Instruction: Collect every line that includes the string "Output".
[START OF Material]
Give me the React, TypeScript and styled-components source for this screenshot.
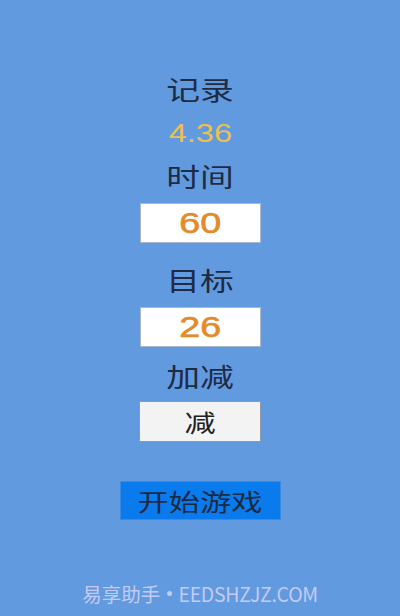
import React from 'react'
import styled, { createGlobalStyle } from 'styled-components'

const GlobalStyle = createGlobalStyle`
	html, body {
		margin: 0;
		padding: 0;
		background: #629ae0;
	}
	body {
		font-family: 'Noto Sans CJK SC', 'Liberation Sans', sans-serif;
	}
`

const Screen = styled.div`
	position: relative;
	width: 400px;
	height: 616px;
	background: #629ae0;
	display: flex;
	flex-direction: column;
	align-items: center;
	padding-top: 69px;
	box-sizing: border-box;
`

// the app's text is drawn a little wide
const Wide = styled.span`
	display: inline-block;
	transform: scaleX(1.3);
`

const Label = styled.div<{ $top?: number }>`
	height: 40px;
	line-height: 40px;
	margin-top: ${(p) => p.$top ?? 0}px;
	font-size: 26px;
	color: #1f2b45;
`

const Record = styled.div`
	height: 40px;
	line-height: 40px;
	margin-top: 4px;
	font-family: 'Liberation Sans', Arial, sans-serif;
	font-size: 25px;
	color: #ecc04c;
`

const NumberField = styled.div<{ $top: number }>`
	width: 121px;
	height: 40px;
	margin-top: ${(p) => p.$top}px;
	box-sizing: border-box;
	background: #ffffff;
	border: 1px solid #a9b8cc;
	display: flex;
	align-items: center;
	justify-content: center;
	font-family: 'Liberation Sans', Arial, sans-serif;
	font-size: 29px;
	color: #e38a2b;
	-webkit-text-stroke: 0.6px #e38a2b;
`

const ModeButton = styled.div`
	width: 122px;
	height: 41px;
	margin-top: 5px;
	box-sizing: border-box;
	background: #f3f3f3;
	border: 1px solid #8f9aa8;
	display: flex;
	align-items: center;
	justify-content: center;
	font-size: 24px;
	color: #222222;
`

const StartButton = styled.div`
	width: 161px;
	height: 39px;
	margin-top: 39px;
	box-sizing: border-box;
	background: #0a7bec;
	border: 1px solid #3a8be0;
	display: flex;
	align-items: center;
	justify-content: center;
	font-size: 24px;
	color: #1b2a44;
`

const Watermark = styled.div`
	position: absolute;
	left: 0;
	right: 0;
	bottom: 10px;
	display: flex;
	justify-content: center;
	align-items: center;
	gap: 6px;
	font-size: 19.5px;
	color: #c4cbf2;
	line-height: 24px;
`

const Dot = styled.span`
	font-family: 'Liberation Sans', Arial, sans-serif;
	font-size: 18px;
`

const Site = styled.span`
	letter-spacing: -0.3px;
`

export default function App() {
	return (
		<>
			<GlobalStyle />
			<Screen>
				<Label>
					<Wide>记录</Wide>
				</Label>
				<Record>
					<Wide>4.36</Wide>
				</Record>
				<Label $top={3}>
					<Wide>时间</Wide>
				</Label>
				<NumberField $top={7}>
					<Wide>60</Wide>
				</NumberField>
				<Label $top={17}>
					<Wide>目标</Wide>
				</Label>
				<NumberField $top={7}>
					<Wide>26</Wide>
				</NumberField>
				<Label $top={9}>
					<Wide>加减</Wide>
				</Label>
				<ModeButton>
					<Wide>减</Wide>
				</ModeButton>
				<StartButton>
					<Wide>开始游戏</Wide>
				</StartButton>
				<Watermark>
					<span>易享助手</span>
					<Dot>•</Dot>
					<Site>EEDSHZJZ.COM</Site>
				</Watermark>
			</Screen>
		</>
	)
}
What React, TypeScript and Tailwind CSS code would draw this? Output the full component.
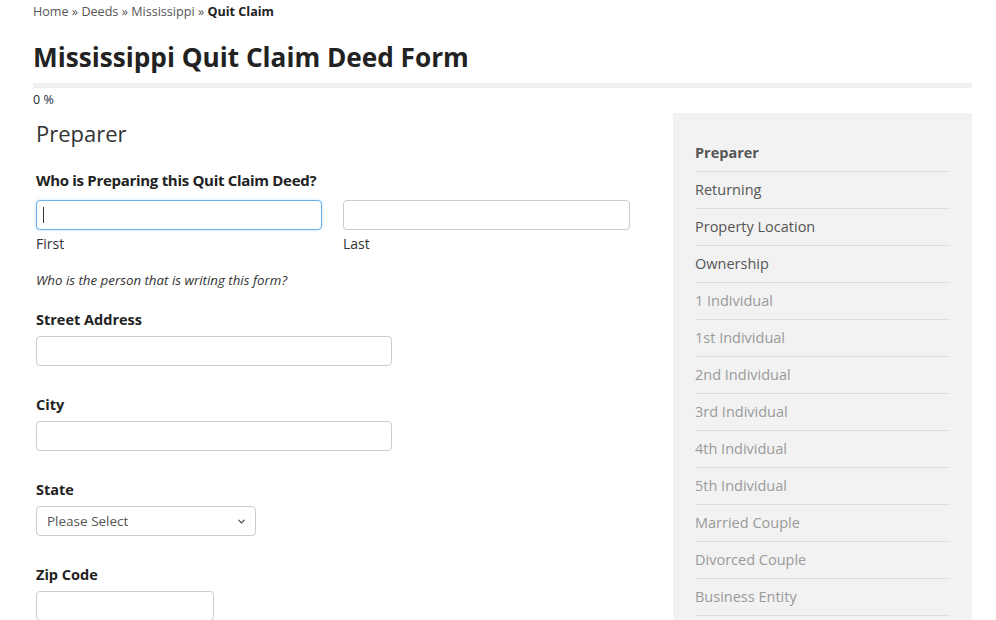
import { ChevronDown } from 'lucide-react';

const steps = [
  { label: 'Preparer', state: 'active' },
  { label: 'Returning', state: 'done' },
  { label: 'Property Location', state: 'done' },
  { label: 'Ownership', state: 'done' },
  { label: '1 Individual', state: 'off' },
  { label: '1st Individual', state: 'off' },
  { label: '2nd Individual', state: 'off' },
  { label: '3rd Individual', state: 'off' },
  { label: '4th Individual', state: 'off' },
  { label: '5th Individual', state: 'off' },
  { label: 'Married Couple', state: 'off' },
  { label: 'Divorced Couple', state: 'off' },
  { label: 'Business Entity', state: 'off' },
];

function Field({ label, width }: { label: string; width: string }) {
  return (
    <div className="mb-[29px]">
      <label className="block text-[14.5px] font-bold leading-5 text-[#222] mb-[6px]">{label}</label>
      <input
        type="text"
        className={`${width} h-[30px] border border-[#ccc] rounded-[4px] bg-white px-2 text-sm outline-none`}
      />
    </div>
  );
}

export default function App() {
  return (
    <div className="min-h-[620px] bg-white text-[#333]" style={{ fontFamily: '"Open Sans", "Liberation Sans", sans-serif' }}>
      <div className="w-[939px] ml-[33px]">
        {/* Breadcrumb */}
        <div className="pt-[3px] text-[12.6px] leading-[18px] text-[#555]">
          Home » Deeds » Mississippi » <span className="font-bold text-[#222]">Quit Claim</span>
        </div>

        <h1 className="mt-[18px] text-[26.2px] font-bold leading-[36px] text-[#222]">
          Mississippi Quit Claim Deed Form
        </h1>

        {/* Progress */}
        <div className="mt-[8px] h-[5px] w-full bg-[#f0f0f0]" />
        <div className="mt-[4px] text-[12.5px] leading-4 text-[#1d2a3a]">0 %</div>

        <div className="mt-[5px] flex">
          {/* Form column */}
          <div className="w-[640px] pl-[3px]">
            <h2 className="mt-[5px] text-[22px] leading-[30px] font-normal text-[#333]">Preparer</h2>

            <div className="mt-[22px] text-[15px] font-bold leading-5 text-[#222] tracking-[-0.3px]">
              Who is Preparing this Quit Claim Deed?
            </div>

            <div className="mt-[10px] flex gap-[21px]">
              <div className="w-[286px]">
                <div className="relative">
                  <input
                    type="text"
                    className="w-full h-[30px] border border-[#66afe9] rounded-[4px] bg-white px-2 text-sm outline-none shadow-[0_0_3px_rgba(102,175,233,0.4)]"
                  />
                  <span className="absolute left-[7px] top-[7px] h-[16px] w-px bg-[#333]" />
                </div>
                <div className="mt-[4px] text-[14px] leading-5 text-[#333]">First</div>
              </div>
              <div className="w-[287px]">
                <input
                  type="text"
                  className="w-full h-[30px] border border-[#ccc] rounded-[4px] bg-white px-2 text-sm outline-none"
                />
                <div className="mt-[4px] text-[14px] leading-5 text-[#333]">Last</div>
              </div>
            </div>

            <p className="mt-[17px] text-[13.3px] italic leading-[18px] text-[#333]">
              Who is the person that is writing this form?
            </p>

            <div className="mt-[21px]">
              <Field label="Street Address" width="w-[356px]" />
              <Field label="City" width="w-[356px]" />

              <div className="mb-[29px]">
                <label className="block text-[14.5px] font-bold leading-5 text-[#222] mb-[6px]">State</label>
                <div className="relative w-[220px]">
                  <select className="w-full h-[30px] appearance-none border border-[#ccc] rounded-[4px] bg-white pl-[10px] pr-6 text-[13.5px] text-[#555] outline-none">
                    <option>Please Select</option>
                  </select>
                  <ChevronDown size={11} strokeWidth={2.5} className="pointer-events-none absolute right-[9px] top-[10px] text-[#444]" />
                </div>
              </div>

              <Field label="Zip Code" width="w-[178px]" />
            </div>
          </div>

          {/* Steps sidebar */}
          <div className="w-[299px] ml-auto bg-[#f2f2f2] pt-[21px] px-[22px] h-[520px] overflow-hidden">
            <ul>
              {steps.map((s) => (
                <li
                  key={s.label}
                  className={`h-[37px] flex items-center border-t border-[#dedede] text-[14.5px] ${
                    s.state === 'active'
                      ? 'font-bold text-[#555] border-t-transparent'
                      : s.state === 'done'
                      ? 'text-[#555]'
                      : 'text-[#9a9a9a]'
                  }`}
                >
                  {s.label}
                </li>
              ))}
              <li className="border-t border-[#dedede]" />
            </ul>
          </div>
        </div>
      </div>
    </div>
  );
}
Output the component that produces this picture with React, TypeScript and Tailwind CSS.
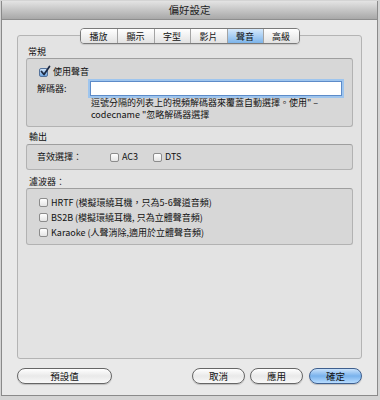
import React from "react";

const F = "font-['Noto_Sans_CJK_TC','Liberation_Sans',sans-serif]";

function Check({ checked }: { checked?: boolean }) {
  return (
    <span
      className={
        "relative inline-block w-[9px] h-[9px] shrink-0 rounded-[2px] border " +
        (checked
          ? "border-[#55739c] bg-gradient-to-b from-[#cfe3f8] to-[#6fa7e4]"
          : "border-[#8c8c8c] bg-gradient-to-b from-white to-[#e4e4e4]")
      }
    >
      {checked && (
        <svg className="absolute -top-[4px] -left-[1px] w-[12px] h-[12px]" viewBox="0 0 12 12">
          <path d="M2.5 6.5 L5 9.5 L10.5 1.5" stroke="#1c2a44" strokeWidth="1.8" fill="none" strokeLinecap="round" strokeLinejoin="round" />
        </svg>
      )}
    </span>
  );
}

const tabs = [
  { t: "播放", w: "w-[36px]" },
  { t: "顯示", w: "w-[37px]" },
  { t: "字型", w: "w-[36px]" },
  { t: "影片", w: "w-[37px]" },
  { t: "聲音", w: "w-[36px]", sel: true },
  { t: "高級", w: "w-[36px]" },
];

function Btn({ label, w, blue }: { label: string; w: string; blue?: boolean }) {
  return (
    <div
      className={
        w +
        " h-[16px] rounded-full border flex items-center justify-center text-[9.5px] text-[#111] shadow-[0_1px_1px_rgba(0,0,0,0.18)] " +
        (blue
          ? "border-[#3f5f8e] bg-gradient-to-b from-[#c9e2fb] via-[#79b2ec] to-[#b7dcff]"
          : "border-[#666] bg-gradient-to-b from-white via-[#e9e9e9] to-[#f9f9f9]")
      }
    >
      {label}
    </div>
  );
}

export default function App() {
  return (
    <div className={"w-[380px] h-[400px] bg-[#d4d4d4] pt-[1px] pl-[1px] " + F}>
      <div className="w-[377px] h-[395px] flex flex-col border border-t-0 border-[#8a8a8a] bg-[#e9e9e9]">
        <div className="h-[19px] shrink-0 bg-gradient-to-b from-[#e4e4e4] to-[#a8a8a8] border-b border-[#8e8e8e] flex items-center justify-center text-[10.5px] leading-none text-[#1e1e1e]">
          偏好設定
        </div>
        <div className="flex-1 flex flex-col px-[15px] pt-[8px]">
          <div className="relative z-10 flex justify-center">
            <div className="flex h-[16px] rounded-[4px] border border-[#7a7a7a] overflow-hidden shadow-[0_1px_1px_rgba(0,0,0,0.12)]">
              {tabs.map((x, i) => (
                <div
                  key={x.t}
                  className={
                    x.w +
                    " h-full flex items-center justify-center text-[9px] leading-none text-[#111] " +
                    (i > 0 ? "border-l border-[#a3a3a3] " : "") +
                    (x.sel
                      ? "bg-gradient-to-b from-[#d6e9fb] to-[#7cb4ea]"
                      : "bg-gradient-to-b from-white to-[#e2e2e2]")
                  }
                >
                  {x.t}
                </div>
              ))}
            </div>
          </div>
          <div className="-mt-[9px] h-[324px] shrink-0 rounded-[3px] border border-[#b4b4b4] bg-[#e3e3e3] px-[8px] pt-[10px] text-[9px] text-[#111]">
            <div className="h-[12px] leading-[12px] pl-[2px]">常規</div>
            <div className="h-[69px] rounded-[3px] border border-[#b2b2b2] border-t-[#9e9e9e] bg-[#d7d7d7] pl-[10px] pr-[10px] pt-[7px]">
              <div className="h-[12px] flex items-center gap-[5px] pl-[2px]">
                <Check checked />
                <span>使用聲音</span>
              </div>
              <div className="mt-[3px] flex items-center h-[15px]">
                <span className="w-[53px] shrink-0">解碼器:</span>
                <div className="flex-1 h-[15px] bg-white border border-[#5d8bc8] shadow-[0_0_0_2px_#9ec5ee]" />
              </div>
              <div className="ml-[54px] leading-[12px] mt-[1px]">
                逗號分隔的列表上的視頻解碼器來覆蓋自動選擇。使用" –<br />
                codecname "忽略解碼器選擇
              </div>
            </div>
            <div className="mt-[4px] h-[12px] leading-[12px] pl-[3px]">輸出</div>
            <div className="mt-[1px] h-[26px] rounded-[3px] border border-[#b2b2b2] border-t-[#9e9e9e] bg-[#d7d7d7] pl-[10px] flex items-center">
              <span className="w-[73px] shrink-0">音效選擇：</span>
              <Check />
              <span className="ml-[3px] w-[31px]">AC3</span>
              <Check />
              <span className="ml-[3px]">DTS</span>
            </div>
            <div className="mt-[6px] h-[12px] leading-[12px] pl-[3px]">濾波器：</div>
            <div className="h-[57px] rounded-[3px] border border-[#b2b2b2] border-t-[#9e9e9e] bg-[#d7d7d7] pl-[12px] pt-[6px]">
              {[
                "HRTF (模擬環繞耳機，只為5-6聲道音頻)",
                "BS2B (模擬環繞耳機, 只為立體聲音頻)",
                "Karaoke (人聲消除,適用於立體聲音頻)",
              ].map((t) => (
                <div key={t} className="h-[15px] flex items-center gap-[3px]">
                  <Check />
                  <span>{t}</span>
                </div>
              ))}
            </div>
          </div>
          <div className="mt-[9px] flex items-center">
            <Btn label="預設值" w="w-[95px]" />
            <div className="flex-1" />
            <Btn label="取消" w="w-[53px]" />
            <div className="w-[5px]" />
            <Btn label="應用" w="w-[53px]" />
            <div className="w-[6px]" />
            <Btn label="確定" w="w-[53px]" blue />
          </div>
        </div>
      </div>
    </div>
  );
}
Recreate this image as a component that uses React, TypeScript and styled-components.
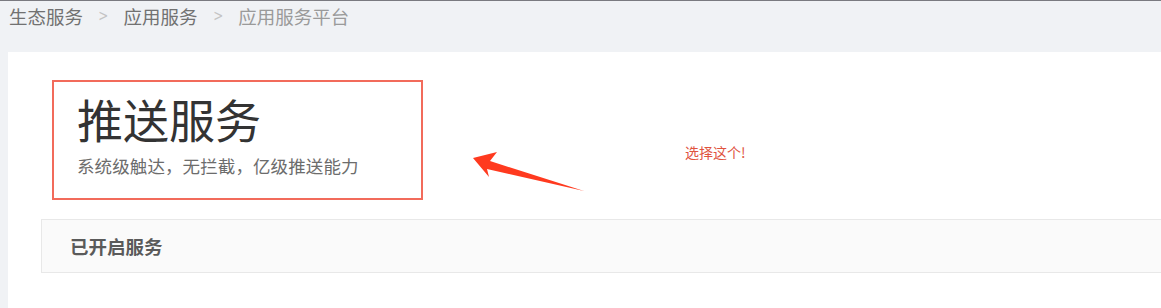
import * as React from "react";
import { styled, createGlobalStyle } from "styled-components";

const GlobalStyle = createGlobalStyle`
  html, body {
    margin: 0;
    padding: 0;
    background: #f0f2f5;
    overflow: hidden;
  }
  body {
    font-family: "Noto Sans CJK SC", "Noto Sans", sans-serif;
    border-top: 1px solid #7a7a80;
  }
`;

const crumbs = ["生态服务", "应用服务", "应用服务平台"];

const App = () => {
  return (
    <>
      <GlobalStyle />
      <Page>
        <Breadcrumb>
          {crumbs.map((c, i) => (
            <React.Fragment key={c}>
              {i > 0 && <Sep>&gt;</Sep>}
              <Crumb $current={i === crumbs.length - 1}>{c}</Crumb>
            </React.Fragment>
          ))}
        </Breadcrumb>

        <Panel>
          <ServiceHeader>
            <Title>推送服务</Title>
            <Subtitle>系统级触达，无拦截，亿级推送能力</Subtitle>
          </ServiceHeader>

          <SectionBar>
            <SectionTitle>已开启服务</SectionTitle>
          </SectionBar>

          {/* annotation: arrow + note over the page */}
          <Arrow viewBox="0 0 120 44" aria-hidden>
            <path d="M0 6 L24 0 L17 9 L111 39 L14 17 L16 25 Z" fill="#ff3a1f" />
          </Arrow>
          <Note>选择这个!</Note>
        </Panel>
      </Page>
    </>
  );
};

export default App;

const Page = styled.div`
  height: 307px;
  display: flex;
  flex-direction: column;
`;

const Breadcrumb = styled.div`
  display: flex;
  align-items: center;
  gap: 14px;
  height: 30px;
  padding: 0 0 0 9px;
  margin-bottom: 21px;
  font-size: 18.5px;
  line-height: 30px;
`;

const Crumb = styled.span<{ $current?: boolean }>`
  color: ${(p) => (p.$current ? "#9a9a9a" : "#717171")};
`;

const Sep = styled.span`
  color: #c4c4c4;
  font-family: "DejaVu Sans", sans-serif;
  font-size: 15px;
  transform: scaleX(0.8);
`;

const Panel = styled.div`
  position: relative;
  flex: 1;
  margin-left: 8px;
  background: #ffffff;
  padding: 28px 0 0 33px;
`;

const ServiceHeader = styled.div`
  box-sizing: border-box;
  width: 371px;
  height: 120px;
  margin-left: 11px;
  border: 2px solid #f26b5b;
  padding: 8px 0 0 23px;
`;

const Title = styled.div`
  font-size: 46px;
  line-height: 56px;
  color: #333333;
`;

const Subtitle = styled.div`
  margin-top: 8px;
  font-size: 17.5px;
  line-height: 24px;
  letter-spacing: 0.1px;
  color: #6c6c6c;
`;

const SectionBar = styled.div`
  display: flex;
  align-items: center;
  height: 52px;
  margin-top: 19px;
  margin-right: -4px;
  padding-left: 28px;
  background: #fafafa;
  border: 1px solid #e8e8e8;
`;

const SectionTitle = styled.div`
  font-size: 18.5px;
  font-weight: 700;
  color: #5a5a5a;
`;

const Arrow = styled.svg`
  position: absolute;
  left: 465px;
  top: 100px;
  width: 120px;
  height: 44px;
`;

const Note = styled.div`
  position: absolute;
  left: 677px;
  top: 91px;
  font-size: 14px;
  line-height: 18px;
  color: #e0543f;
`;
[END OF Material]
In response:
What React, TypeScript and Tailwind CSS code would draw this? Output the full component.
Output the component that produces this picture with React, TypeScript and Tailwind CSS.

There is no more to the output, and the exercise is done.